-- Requirements --
Pull every line containing "React" out of the material below.

-- Start Entries provided --

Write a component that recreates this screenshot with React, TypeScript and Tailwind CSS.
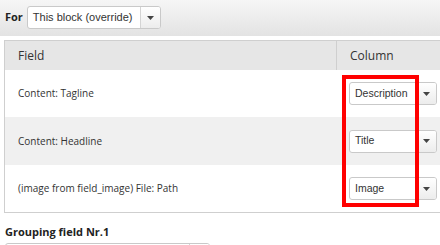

-- End Entries provided --
-- Start Entries provided --

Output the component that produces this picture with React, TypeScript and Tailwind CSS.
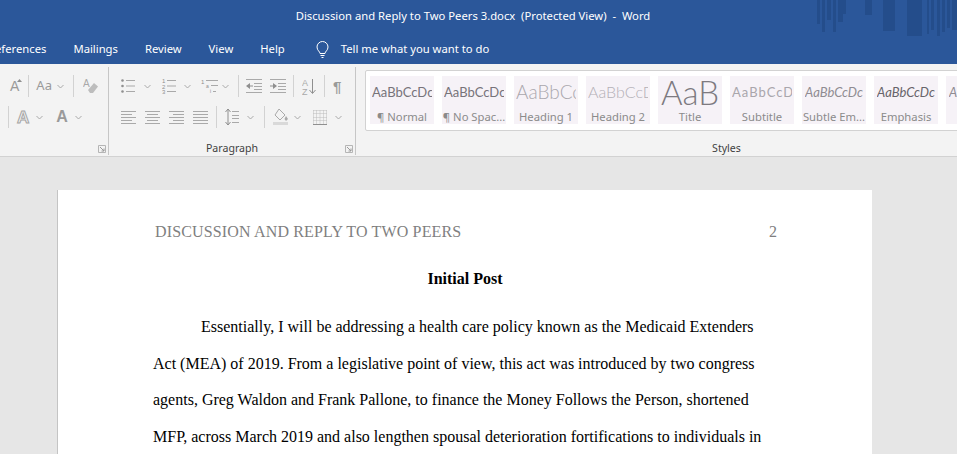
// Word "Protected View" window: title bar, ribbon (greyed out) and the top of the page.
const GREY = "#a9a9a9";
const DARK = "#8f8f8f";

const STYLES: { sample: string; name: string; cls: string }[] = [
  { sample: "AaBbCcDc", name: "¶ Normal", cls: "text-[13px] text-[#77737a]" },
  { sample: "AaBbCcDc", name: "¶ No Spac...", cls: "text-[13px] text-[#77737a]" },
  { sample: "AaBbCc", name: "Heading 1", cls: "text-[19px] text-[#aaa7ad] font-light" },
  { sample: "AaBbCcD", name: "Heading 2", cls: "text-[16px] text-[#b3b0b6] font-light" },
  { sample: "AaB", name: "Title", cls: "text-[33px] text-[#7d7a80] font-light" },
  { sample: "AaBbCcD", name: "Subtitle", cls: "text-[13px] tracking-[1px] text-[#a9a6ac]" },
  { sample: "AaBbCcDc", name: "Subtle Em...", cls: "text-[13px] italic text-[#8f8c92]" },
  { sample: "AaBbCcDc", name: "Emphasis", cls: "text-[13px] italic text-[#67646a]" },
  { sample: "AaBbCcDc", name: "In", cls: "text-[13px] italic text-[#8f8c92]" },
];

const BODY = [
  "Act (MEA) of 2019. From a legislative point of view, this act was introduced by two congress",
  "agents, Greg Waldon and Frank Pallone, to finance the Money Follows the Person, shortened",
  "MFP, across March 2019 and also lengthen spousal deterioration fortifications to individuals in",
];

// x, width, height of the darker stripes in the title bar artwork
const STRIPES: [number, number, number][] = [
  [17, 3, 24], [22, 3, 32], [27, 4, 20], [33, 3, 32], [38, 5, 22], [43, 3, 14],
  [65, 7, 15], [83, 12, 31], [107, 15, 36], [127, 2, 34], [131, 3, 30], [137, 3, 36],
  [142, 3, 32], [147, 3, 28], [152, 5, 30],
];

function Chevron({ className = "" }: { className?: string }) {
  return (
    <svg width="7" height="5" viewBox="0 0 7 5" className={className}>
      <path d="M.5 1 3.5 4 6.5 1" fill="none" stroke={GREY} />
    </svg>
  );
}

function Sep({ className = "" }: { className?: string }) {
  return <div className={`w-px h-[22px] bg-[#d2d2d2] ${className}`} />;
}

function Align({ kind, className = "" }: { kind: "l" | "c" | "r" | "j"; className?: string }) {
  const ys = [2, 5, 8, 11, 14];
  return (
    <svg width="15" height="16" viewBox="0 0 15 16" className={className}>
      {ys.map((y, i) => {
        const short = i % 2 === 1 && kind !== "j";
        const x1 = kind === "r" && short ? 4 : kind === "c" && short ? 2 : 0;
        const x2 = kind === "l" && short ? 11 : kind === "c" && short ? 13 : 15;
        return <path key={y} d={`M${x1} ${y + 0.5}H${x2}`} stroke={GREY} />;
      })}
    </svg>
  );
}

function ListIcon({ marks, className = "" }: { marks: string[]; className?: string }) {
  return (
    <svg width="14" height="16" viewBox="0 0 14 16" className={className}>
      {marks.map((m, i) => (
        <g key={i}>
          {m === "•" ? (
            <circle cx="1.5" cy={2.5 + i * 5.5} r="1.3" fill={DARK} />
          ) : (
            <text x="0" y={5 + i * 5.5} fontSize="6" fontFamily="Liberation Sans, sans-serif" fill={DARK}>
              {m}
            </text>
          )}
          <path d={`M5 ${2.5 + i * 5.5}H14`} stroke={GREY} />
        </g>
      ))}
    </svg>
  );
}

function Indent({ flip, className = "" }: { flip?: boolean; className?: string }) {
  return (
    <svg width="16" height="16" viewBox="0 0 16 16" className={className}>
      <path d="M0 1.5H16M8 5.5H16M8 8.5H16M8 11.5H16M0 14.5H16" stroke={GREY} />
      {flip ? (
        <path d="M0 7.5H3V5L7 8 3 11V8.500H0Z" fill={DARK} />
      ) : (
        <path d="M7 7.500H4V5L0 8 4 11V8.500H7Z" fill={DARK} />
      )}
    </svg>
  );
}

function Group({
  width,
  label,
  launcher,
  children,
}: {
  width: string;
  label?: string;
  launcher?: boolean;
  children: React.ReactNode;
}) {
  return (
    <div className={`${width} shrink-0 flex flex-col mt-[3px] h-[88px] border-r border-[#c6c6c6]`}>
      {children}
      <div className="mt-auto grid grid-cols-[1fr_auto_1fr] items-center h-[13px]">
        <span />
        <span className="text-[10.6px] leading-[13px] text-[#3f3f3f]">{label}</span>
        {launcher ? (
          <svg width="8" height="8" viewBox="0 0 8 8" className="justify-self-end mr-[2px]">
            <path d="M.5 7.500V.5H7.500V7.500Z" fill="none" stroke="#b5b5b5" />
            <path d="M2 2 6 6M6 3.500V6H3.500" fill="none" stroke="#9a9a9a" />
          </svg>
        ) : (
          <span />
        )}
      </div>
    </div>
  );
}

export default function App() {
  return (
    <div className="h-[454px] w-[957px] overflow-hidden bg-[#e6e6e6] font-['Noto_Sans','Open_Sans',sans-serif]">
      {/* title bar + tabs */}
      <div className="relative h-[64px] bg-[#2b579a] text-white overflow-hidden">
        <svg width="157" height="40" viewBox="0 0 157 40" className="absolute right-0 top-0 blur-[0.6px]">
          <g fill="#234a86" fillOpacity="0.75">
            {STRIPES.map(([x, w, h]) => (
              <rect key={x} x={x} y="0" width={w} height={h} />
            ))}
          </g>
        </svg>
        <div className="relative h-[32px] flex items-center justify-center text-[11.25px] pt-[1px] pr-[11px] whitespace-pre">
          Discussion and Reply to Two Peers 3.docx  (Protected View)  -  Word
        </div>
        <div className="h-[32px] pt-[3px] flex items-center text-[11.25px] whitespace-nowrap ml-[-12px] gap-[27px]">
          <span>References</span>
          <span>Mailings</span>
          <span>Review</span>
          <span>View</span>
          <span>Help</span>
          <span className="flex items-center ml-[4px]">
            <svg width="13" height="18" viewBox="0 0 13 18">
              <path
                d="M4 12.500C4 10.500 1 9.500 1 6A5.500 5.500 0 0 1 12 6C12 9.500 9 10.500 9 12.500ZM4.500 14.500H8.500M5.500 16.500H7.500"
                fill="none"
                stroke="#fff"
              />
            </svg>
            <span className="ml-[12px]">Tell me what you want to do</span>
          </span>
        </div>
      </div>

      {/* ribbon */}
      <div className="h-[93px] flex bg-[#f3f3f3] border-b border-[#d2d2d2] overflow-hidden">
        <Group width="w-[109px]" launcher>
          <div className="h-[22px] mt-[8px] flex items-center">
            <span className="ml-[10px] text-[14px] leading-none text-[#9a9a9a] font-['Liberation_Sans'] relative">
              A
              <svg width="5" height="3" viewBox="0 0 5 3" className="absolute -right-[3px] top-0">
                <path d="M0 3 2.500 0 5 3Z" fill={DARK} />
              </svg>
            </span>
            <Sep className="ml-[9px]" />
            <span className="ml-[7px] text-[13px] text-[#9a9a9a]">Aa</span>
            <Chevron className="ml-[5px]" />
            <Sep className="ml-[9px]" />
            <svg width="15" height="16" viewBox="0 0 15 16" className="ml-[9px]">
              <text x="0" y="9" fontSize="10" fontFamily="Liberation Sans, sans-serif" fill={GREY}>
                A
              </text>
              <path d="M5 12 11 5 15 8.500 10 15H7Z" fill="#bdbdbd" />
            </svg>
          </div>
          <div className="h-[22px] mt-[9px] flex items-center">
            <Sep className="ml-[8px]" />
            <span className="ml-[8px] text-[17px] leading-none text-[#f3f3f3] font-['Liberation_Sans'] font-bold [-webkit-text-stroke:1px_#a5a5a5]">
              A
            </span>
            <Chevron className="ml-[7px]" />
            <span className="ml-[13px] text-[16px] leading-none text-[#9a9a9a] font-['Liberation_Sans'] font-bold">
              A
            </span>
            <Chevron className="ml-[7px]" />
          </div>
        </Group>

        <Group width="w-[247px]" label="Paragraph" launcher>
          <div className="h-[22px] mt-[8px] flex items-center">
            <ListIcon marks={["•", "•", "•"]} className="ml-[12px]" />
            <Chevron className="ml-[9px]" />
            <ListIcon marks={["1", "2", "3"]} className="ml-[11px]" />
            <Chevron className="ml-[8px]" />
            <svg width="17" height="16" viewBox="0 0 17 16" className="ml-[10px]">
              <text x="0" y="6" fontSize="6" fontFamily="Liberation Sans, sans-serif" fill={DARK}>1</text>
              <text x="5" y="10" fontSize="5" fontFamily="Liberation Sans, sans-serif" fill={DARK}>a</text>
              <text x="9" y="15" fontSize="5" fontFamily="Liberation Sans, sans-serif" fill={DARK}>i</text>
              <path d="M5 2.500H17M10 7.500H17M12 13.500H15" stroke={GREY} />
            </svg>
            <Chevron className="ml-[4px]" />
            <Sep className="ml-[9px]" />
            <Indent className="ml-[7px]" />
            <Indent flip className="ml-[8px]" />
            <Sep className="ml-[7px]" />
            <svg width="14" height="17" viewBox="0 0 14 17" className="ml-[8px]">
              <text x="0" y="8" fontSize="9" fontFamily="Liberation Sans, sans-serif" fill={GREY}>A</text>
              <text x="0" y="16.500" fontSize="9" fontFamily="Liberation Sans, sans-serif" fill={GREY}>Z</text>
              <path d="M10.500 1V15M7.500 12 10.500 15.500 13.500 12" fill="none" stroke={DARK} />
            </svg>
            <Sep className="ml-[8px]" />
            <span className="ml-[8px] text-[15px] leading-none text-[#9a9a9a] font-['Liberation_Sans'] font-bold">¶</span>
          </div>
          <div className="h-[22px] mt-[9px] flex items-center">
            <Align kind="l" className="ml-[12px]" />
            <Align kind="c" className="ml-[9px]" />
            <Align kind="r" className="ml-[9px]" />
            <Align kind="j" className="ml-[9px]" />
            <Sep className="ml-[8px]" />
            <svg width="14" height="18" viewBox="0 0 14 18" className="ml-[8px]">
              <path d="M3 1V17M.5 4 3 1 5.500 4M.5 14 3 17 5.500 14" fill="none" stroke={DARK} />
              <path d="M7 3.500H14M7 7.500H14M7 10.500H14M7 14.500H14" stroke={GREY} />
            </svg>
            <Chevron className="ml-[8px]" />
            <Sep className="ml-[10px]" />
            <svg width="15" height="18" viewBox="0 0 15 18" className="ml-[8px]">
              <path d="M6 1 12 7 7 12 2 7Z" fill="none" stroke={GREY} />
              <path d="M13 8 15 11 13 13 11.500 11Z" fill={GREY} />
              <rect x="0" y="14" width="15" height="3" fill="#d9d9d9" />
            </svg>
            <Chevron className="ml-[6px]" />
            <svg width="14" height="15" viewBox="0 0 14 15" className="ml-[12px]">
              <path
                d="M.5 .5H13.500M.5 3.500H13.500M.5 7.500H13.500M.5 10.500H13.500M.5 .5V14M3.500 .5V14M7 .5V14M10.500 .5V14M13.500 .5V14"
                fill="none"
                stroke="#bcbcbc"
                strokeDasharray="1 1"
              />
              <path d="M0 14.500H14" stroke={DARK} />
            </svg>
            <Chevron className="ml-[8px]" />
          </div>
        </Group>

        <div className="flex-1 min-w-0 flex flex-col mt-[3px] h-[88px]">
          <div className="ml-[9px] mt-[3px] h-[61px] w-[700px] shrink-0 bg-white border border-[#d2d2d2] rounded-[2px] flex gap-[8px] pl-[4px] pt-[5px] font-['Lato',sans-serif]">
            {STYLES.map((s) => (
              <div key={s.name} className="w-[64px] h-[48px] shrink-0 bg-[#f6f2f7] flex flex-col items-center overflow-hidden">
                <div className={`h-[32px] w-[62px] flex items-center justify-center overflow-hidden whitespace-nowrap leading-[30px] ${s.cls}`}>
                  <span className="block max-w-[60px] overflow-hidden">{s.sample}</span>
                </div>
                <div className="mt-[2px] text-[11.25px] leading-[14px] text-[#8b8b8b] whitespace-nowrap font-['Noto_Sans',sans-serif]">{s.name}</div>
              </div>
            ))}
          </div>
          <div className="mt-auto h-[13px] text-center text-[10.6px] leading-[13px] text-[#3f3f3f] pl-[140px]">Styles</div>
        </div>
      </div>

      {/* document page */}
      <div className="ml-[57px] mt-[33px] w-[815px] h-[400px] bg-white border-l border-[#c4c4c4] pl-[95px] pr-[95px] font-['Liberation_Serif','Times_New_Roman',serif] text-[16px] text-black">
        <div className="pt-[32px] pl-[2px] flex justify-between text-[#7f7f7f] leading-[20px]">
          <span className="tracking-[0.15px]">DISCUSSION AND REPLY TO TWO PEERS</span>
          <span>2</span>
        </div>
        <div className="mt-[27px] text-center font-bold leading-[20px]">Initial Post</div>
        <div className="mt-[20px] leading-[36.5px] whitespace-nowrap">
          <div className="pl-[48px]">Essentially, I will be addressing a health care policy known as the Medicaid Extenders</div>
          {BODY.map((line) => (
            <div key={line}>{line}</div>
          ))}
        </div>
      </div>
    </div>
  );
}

-- End Entries provided --
-- Start Entries provided --

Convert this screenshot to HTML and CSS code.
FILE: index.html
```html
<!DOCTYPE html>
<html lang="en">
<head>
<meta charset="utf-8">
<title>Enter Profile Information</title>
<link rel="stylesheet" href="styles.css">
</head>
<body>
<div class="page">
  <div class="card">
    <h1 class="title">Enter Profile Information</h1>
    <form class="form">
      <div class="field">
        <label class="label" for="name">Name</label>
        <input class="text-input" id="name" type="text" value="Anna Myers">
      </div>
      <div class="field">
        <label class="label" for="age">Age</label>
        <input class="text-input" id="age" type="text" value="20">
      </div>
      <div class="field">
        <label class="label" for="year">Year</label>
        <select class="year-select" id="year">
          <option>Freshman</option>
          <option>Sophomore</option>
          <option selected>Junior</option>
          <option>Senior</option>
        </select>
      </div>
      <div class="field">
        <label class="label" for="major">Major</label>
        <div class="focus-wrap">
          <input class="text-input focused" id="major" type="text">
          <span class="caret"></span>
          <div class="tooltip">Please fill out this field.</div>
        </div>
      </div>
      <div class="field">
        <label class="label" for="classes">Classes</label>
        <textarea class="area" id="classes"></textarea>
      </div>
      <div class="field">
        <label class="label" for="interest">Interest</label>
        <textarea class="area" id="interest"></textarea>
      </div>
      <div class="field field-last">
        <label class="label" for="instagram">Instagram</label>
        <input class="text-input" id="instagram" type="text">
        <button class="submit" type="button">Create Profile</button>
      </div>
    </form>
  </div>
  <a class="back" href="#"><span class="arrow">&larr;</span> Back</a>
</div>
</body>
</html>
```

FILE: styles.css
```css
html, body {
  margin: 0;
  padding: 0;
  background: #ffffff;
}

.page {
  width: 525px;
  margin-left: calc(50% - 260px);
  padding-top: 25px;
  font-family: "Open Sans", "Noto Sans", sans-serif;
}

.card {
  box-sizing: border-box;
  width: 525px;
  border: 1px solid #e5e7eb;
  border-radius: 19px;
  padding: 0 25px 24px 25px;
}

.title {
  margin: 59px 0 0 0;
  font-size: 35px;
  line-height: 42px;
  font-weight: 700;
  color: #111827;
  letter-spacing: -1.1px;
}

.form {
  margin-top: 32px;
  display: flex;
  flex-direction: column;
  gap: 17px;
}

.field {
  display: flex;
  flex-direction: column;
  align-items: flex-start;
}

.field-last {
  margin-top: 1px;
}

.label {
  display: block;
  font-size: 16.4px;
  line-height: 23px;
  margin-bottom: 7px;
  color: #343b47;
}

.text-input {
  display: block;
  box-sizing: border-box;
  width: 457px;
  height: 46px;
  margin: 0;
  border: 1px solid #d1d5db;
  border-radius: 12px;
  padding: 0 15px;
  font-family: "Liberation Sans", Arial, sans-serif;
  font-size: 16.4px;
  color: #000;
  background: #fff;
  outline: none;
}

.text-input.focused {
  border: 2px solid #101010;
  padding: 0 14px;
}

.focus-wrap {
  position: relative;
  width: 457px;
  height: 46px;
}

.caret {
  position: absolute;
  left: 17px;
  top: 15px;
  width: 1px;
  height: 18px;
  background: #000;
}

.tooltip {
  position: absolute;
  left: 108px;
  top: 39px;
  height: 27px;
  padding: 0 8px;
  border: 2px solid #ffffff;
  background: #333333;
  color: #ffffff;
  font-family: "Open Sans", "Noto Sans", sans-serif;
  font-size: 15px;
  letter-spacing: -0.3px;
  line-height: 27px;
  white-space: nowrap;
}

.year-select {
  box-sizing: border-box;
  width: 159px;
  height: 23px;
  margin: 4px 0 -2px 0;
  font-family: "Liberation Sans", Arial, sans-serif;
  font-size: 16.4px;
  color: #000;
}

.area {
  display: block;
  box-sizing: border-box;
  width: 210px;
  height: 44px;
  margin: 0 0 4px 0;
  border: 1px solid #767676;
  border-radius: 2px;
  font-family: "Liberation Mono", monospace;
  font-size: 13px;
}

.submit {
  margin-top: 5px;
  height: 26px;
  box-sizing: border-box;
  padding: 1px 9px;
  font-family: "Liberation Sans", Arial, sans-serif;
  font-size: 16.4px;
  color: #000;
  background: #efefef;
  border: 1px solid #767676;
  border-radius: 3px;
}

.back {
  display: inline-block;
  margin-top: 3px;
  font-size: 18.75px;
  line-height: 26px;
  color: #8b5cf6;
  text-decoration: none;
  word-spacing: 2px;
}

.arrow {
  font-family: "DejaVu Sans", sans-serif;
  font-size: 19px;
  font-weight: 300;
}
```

-- End Entries provided --

-- In response --
Write a component that recreates this screenshot with React, TypeScript and Tailwind CSS.
Output the component that produces this picture with React, TypeScript and Tailwind CSS.
  children: React.ReactNode;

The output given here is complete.